Residents are fleeing after a strong earthquake struck the central Philippines, killing at least 43 and triggering a tsunami alert.
The 6.8-magnitude quake hit in a narrow strait just off Negros Island. The Philippine Institute of Volcanology and Seismology issued the local tsunami alert for central islands, saying the quake could trigger a 3ft wave along the island's eastern coast as well as west of the country's second-largest city, Cebu.
The epicentere was closest to Tayasan, a coastal town of about 32,000 people flanked by mountains in Negros Oriental province. A child there died when a concrete fence of a house collapsed, said Benito Ramos, head of the Office of Civil Defense.

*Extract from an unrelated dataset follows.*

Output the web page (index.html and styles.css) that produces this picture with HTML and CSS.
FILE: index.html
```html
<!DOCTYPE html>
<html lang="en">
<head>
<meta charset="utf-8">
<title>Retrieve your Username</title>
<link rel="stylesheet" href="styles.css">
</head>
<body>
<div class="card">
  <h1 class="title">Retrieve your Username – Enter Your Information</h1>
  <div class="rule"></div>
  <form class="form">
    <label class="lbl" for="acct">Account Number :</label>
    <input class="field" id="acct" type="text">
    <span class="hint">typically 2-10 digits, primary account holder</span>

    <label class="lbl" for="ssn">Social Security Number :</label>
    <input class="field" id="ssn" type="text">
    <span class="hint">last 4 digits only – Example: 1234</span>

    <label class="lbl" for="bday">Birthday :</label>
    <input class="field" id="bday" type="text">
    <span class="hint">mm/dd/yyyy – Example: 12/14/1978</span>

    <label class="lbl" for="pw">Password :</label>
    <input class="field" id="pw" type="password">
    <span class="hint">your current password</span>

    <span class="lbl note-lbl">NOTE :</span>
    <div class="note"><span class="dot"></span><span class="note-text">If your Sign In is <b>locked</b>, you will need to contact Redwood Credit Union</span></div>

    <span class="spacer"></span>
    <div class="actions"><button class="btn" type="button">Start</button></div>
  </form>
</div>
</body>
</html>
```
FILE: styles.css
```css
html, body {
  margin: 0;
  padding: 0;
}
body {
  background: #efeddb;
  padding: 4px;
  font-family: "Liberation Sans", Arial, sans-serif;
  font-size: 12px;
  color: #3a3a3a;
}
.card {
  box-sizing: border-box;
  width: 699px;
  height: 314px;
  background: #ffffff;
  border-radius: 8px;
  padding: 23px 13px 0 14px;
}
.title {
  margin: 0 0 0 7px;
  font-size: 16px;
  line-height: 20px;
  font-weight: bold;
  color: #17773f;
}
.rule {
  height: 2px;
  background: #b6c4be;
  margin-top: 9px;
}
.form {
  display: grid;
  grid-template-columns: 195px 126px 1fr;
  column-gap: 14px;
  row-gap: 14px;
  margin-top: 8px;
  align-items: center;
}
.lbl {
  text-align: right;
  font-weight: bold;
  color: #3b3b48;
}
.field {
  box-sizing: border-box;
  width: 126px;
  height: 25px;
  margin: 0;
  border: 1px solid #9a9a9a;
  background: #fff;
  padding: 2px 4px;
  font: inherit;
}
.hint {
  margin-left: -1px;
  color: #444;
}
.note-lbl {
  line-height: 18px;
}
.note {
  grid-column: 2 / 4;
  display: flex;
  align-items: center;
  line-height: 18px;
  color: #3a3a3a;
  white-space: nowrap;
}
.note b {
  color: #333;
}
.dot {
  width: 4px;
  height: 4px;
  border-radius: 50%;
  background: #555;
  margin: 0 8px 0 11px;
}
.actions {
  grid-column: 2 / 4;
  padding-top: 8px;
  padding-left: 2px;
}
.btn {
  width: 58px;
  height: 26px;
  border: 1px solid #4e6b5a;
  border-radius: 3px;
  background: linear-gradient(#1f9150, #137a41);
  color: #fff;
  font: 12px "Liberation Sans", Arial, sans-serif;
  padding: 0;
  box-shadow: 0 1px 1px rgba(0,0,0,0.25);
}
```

"So far one dead, but we could not yet account for the damage to buildings," Tayasan police officer Alfred Vicente Silvosa said.
He said there were still aftershocks "so we are outside, at the town plaza. We cannot inspect buildings yet because it's dangerous."

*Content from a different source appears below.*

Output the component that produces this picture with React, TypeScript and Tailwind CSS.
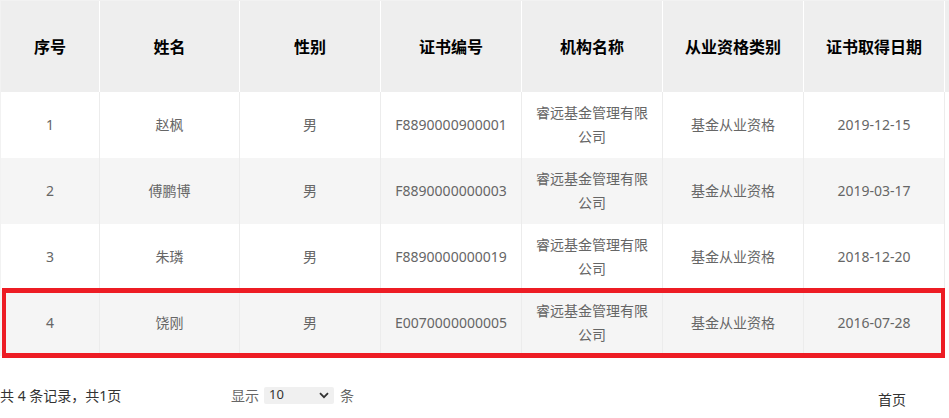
import React from "react";

const cols = [99, 140, 141, 141, 141, 141, 141];
const headers = ["序号", "姓名", "性别", "证书编号", "机构名称", "从业资格类别", "证书取得日期"];
const rows = [
  ["1", "赵枫", "男", "F8890000900001", "睿远基金管理有限公司", "基金从业资格", "2019-12-15"],
  ["2", "傅鹏博", "男", "F8890000000003", "睿远基金管理有限公司", "基金从业资格", "2019-03-17"],
  ["3", "朱璘", "男", "F8890000000019", "睿远基金管理有限公司", "基金从业资格", "2018-12-20"],
  ["4", "饶刚", "男", "E0070000000005", "睿远基金管理有限公司", "基金从业资格", "2016-07-28"],
];

const font = { fontFamily: '"Noto Sans", "Noto Sans CJK SC", sans-serif' };

export default function App() {
  return (
    <div className="relative w-[949px] h-[418px] overflow-hidden bg-white" style={font}>
      <div className="border-t border-l border-[#f2f2f2]">
        {/* header */}
        <div className="flex h-[91px] bg-[#eeeeee]">
          {headers.map((h, i) => (
            <div
              key={i}
              className="flex shrink-0 items-center justify-center border-r border-white text-[16px] font-bold text-black"
              style={{ width: cols[i] }}
            >
              {h}
            </div>
          ))}
          <div className="flex-1" />
        </div>
        {rows.map((r, ri) => (
          <div key={ri} className={`flex h-[66px] ${ri % 2 === 1 ? "bg-[#f5f5f5]" : "bg-white"}`}>
            {r.map((c, ci) => (
              <div
                key={ci}
                className="flex shrink-0 items-center justify-center border-r border-[#ececec] px-[10px] text-center text-[14px] leading-[24px] text-[#666666]"
                style={{ width: cols[ci] }}
              >
                {c}
              </div>
            ))}
            <div className="flex-1 bg-white" />
          </div>
        ))}
      </div>

      {/* highlight box */}
      <div className="absolute left-[2px] top-[288px] h-[70px] w-[943px] border-y-[5px] border-x-[4px] border-[#ed1c24]" />

      {/* footer */}
      <div className="mt-[29px] flex h-[20px] items-center text-[14px]">
        <div className="w-[231px] shrink-0 text-[#333333]">共 4 条记录，共1页</div>
        <div className="shrink-0 text-[#666666]">显示</div>
        <div className="ml-[5px] flex h-[17px] w-[70px] shrink-0 items-center justify-between rounded-[2px] bg-[#f0f0f0] pl-[5px] pr-[5px] text-[13px] text-[#333333]">
          <span>10</span>
          <svg width="10" height="7" viewBox="0 0 10 7">
            <path d="M1 1.2 L5 5.2 L9 1.2" fill="none" stroke="#333" strokeWidth="1.8" />
          </svg>
        </div>
        <div className="ml-[6px] shrink-0 text-[#666666]">条</div>
        <div className="ml-[524px] mt-[8px] shrink-0 text-[#333333]">首页</div>
      </div>
    </div>
  );
}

"I felt the building shaking, so I rushed out of the building. Our computers, shelves, plates, the cupboards, water dispenser all fell," he said.
People rushed out of schools, malls and offices during the quake, which hit at 11:49 am (3:49 am GMT).
The US Geological Survey said the quake was centered 44 miles north of Dumaguete city on Negros and hit at a depth of 29 miles. The area is about 400 miles outheast of the capital, Manila.
The Philippines is located in the Pacific "Ring of Fire" where earthquakes and volcanic activity are common. A 7.7-magnitude quake killed nearly 2,000 people in Luzon in 1990.